The month of January proved monumental in Liverpool Football Club's direction. Much-maligned manager Roy Hodgson was sacked, paving the way for Kop favorite Kenny Dalglish to take over the helm.
Thankfully, John Henry and NESV brought in two strikers to replace the departed Spaniard.
Luis Suarez and Andy Carroll, two very different players by nature, were acquired to replace Torres, whose departure had been impending for quite some time. Liverpool gained two offensive threats for a net price of £7 million.
Immediately, the team's performance changed.
The Uruguayan endeared himself to the Kop, scoring on his debut against Stoke City before playing a vital part in Liverpool's 3-1 win over Manchester United. His stamina, work rate and trickery made for a quick emergence.
Suarez has gotten his Liverpool career off to a flying start; Carroll still hasn't gotten off the ground.
This is not to say that Carroll isn't a talented player.
The Gateshead-born center-forward bore the iconic No. 9 shirt, which has been worn by players such as former Toon great Alan Shearer.

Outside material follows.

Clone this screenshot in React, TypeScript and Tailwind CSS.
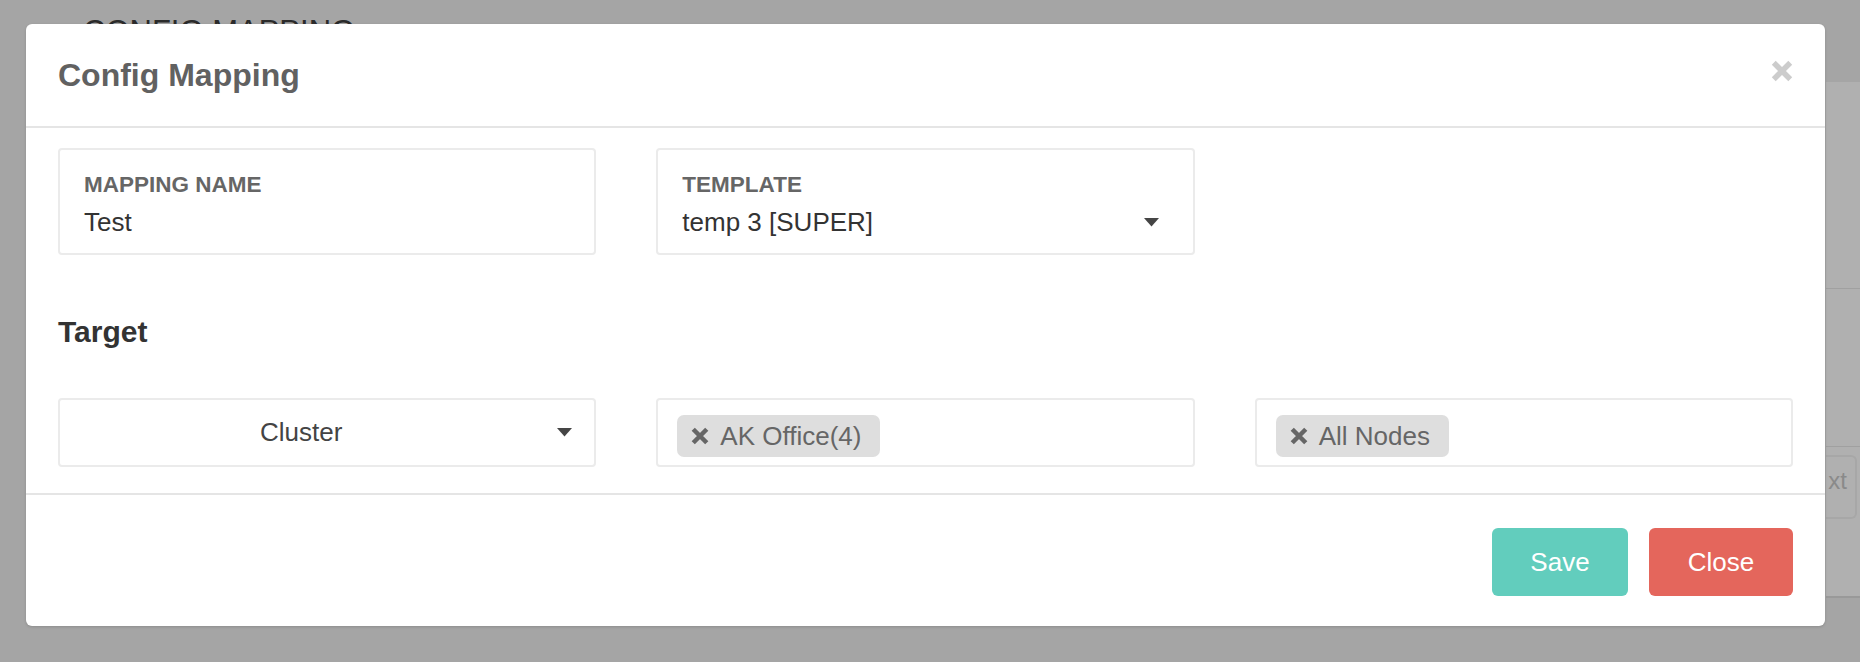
const font = { fontFamily: '"Liberation Sans", Arial, sans-serif' };

function Caret() {
  return (
    <svg width="15" height="9" viewBox="0 0 15 9" className="shrink-0">
      <path d="M0 0 H15 L7.5 8.5 Z" fill="#454545" />
    </svg>
  );
}

function TimesIcon({ size = 15, color = '#666666', stroke = 4 }: { size?: number; color?: string; stroke?: number }) {
  return (
    <svg width={size} height={size} viewBox="0 0 20 20" className="shrink-0">
      <path d="M2.5 2.5 L17.5 17.5 M17.5 2.5 L2.5 17.5" stroke={color} strokeWidth={stroke} strokeLinecap="butt" />
    </svg>
  );
}

function Tag({ label }: { label: string }) {
  return (
    <span className="inline-flex items-center h-[42px] pl-[14px] pr-[19px] gap-[11px] rounded-[7px] bg-[#dedede] text-[26px] text-[#666666] leading-none">
      <TimesIcon size={18} stroke={5} />
      {label}
    </span>
  );
}

function FieldBox({ label, value, select }: { label: string; value: string; select?: boolean }) {
  return (
    <div className="h-[107px] border-2 border-[#ebebeb] rounded-[4px] pl-[24px] pr-[34px] pt-[22px] flex flex-col">
      <span className="text-[22.5px] font-bold text-[#666666] leading-[26px] uppercase">{label}</span>
      <div className="flex items-center justify-between mt-[8px]">
        <span className="text-[26px] text-[#333333] leading-[32px]">{value}</span>
        {select && <Caret />}
      </div>
    </div>
  );
}

export default function App() {
  return (
    <div className="relative w-full h-[662px] overflow-hidden bg-[#a5a5a5]" style={font}>
      {/* page behind the backdrop */}
      <div className="flex flex-col h-full">
        <div className="pl-[83px] pt-[16px] text-[31px] leading-none text-[#2b2b2b]">CONFIG MAPPING</div>
        <div className="flex justify-end mt-[35px]">
          <div className="w-[34px] h-[516px] bg-[#b0b0b0] border-b-2 border-[#999999] flex flex-col">
            <div className="h-[207px] border-b border-[#a0a0a0]" />
            <div className="h-[158px] border-b border-[#a0a0a0]" />
            <div className="mt-[8px] h-[64px] w-[31px] rounded-r-[6px] border-2 border-l-0 border-[#a7a7a7] flex items-start justify-end pr-[8px] pt-[12px] text-[24px] text-[#8a8a8a] leading-none overflow-hidden">
              xt
            </div>
          </div>
        </div>
      </div>

      {/* modal */}
      <div className="absolute left-[26px] top-[24px] w-[1799px] h-[602px] bg-white rounded-[6px] shadow-[0_1px_3px_rgba(0,0,0,0.15)] flex flex-col">
        <div className="h-[104px] border-b-2 border-[#e5e5e5] flex items-center justify-between pl-[32px] pr-[32px]">
          <h4 className="text-[32px] font-bold text-[#616161] leading-none">Config Mapping</h4>
          <button className="-mt-[8px]">
            <TimesIcon size={22} color="#cccccc" stroke={5} />
          </button>
        </div>

        <div className="px-[32px] pt-[20px] pb-[26px] border-b-2 border-[#e5e5e5]">
          <div className="grid grid-cols-3 gap-x-[60px]">
            <FieldBox label="Mapping Name" value="Test" />
            <FieldBox label="Template" value="temp 3 [SUPER]" select />
          </div>

          <h3 className="text-[30px] font-bold text-[#333333] leading-none mt-[62px] mb-[51px]">Target</h3>

          <div className="grid grid-cols-3 gap-x-[60px]">
            <div className="relative h-[69px] border-2 border-[#ebebeb] rounded-[4px] flex items-center justify-center pr-[52px]">
              <span className="text-[26px] text-[#444444]">Cluster</span>
              <span className="absolute right-[22px] top-[28px]">
                <Caret />
              </span>
            </div>
            <div className="h-[69px] border-2 border-[#ebebeb] rounded-[4px] flex items-start pl-[19px] pt-[15px]">
              <Tag label="AK Office(4)" />
            </div>
            <div className="h-[69px] border-2 border-[#ebebeb] rounded-[4px] flex items-start pl-[19px] pt-[15px]">
              <Tag label="All Nodes" />
            </div>
          </div>
        </div>

        <div className="flex justify-end gap-[21px] px-[32px] pt-[33px]">
          <button className="h-[68px] w-[136px] rounded-[6px] bg-[#62cdbd] text-white text-[26px]">Save</button>
          <button className="h-[68px] w-[144px] rounded-[6px] bg-[#e4665c] text-white text-[26px]">Close</button>
        </div>
      </div>
    </div>
  );
}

Carroll bagged 17 goals during the 2009-'10 season and another 11 while playing for Newcastle in 2010-'11. His size, aerial prowess and hammer of a left foot are all attributes which cannot be denied.
Despite all this, he has failed to assert himself at Liverpool.
Injury woes prevented him from making his debut until the aforementioned match against United, where he forced a save with his first touch, a header.
It took him five games before he notched his first goals for the club, bagging a brace against Manchester City. That game proved what he is capable of—a 25-yard screamer to open the scoring and a beautiful header to add to it.
However, there is no doubt that, while not comparable to Peter Crouch's 19-game wait for a goal, it took the former Newcastle man quite a while to score.
His performances this year haven't been anything to celebrate, either.
His work rate and motivations have been questioned by many—most notably England boss Fabio Capello, who says that Carroll "needs to drink less" if he wants to be a top player.
If his own boss even questions him, then who's to say that others won't?
Suarez has divided opinion with his antics. However, there is no questioning the Uruguayan's talent or passion as he bamboozles defenders before leaving them for dead.
He runs, runs and runs some more. It is without doubt that he wants to be on the pitch.
Carroll, on the contrary, has often cut a lone, lost figure when playing. He often drifts towards the wing, deviating from his home in the center of the pitch.
Though he doesn't have the pace that some strikers do, he could definitely put in a bit more effort running-wise, as he is often found waiting for the ball.
Simply put, he seems to lack passion.
If Carroll wants to prove the doubters wrong, he's got to play with a bit more heart. Yes, he may be overvalued, but there is no doubt that the man has talent—John Henry wouldn't have paid such a sum for a player whom he knew would be relegated to the bench.
Carroll has great potential and talent; he just needs to find the answer in how to improve his performances.
Regardless of the answer, there is one thing that remains true: Until he starts delivering, Andy Carroll will continue to be labeled as an overrated flop.
And there's no way he can fly as a flop.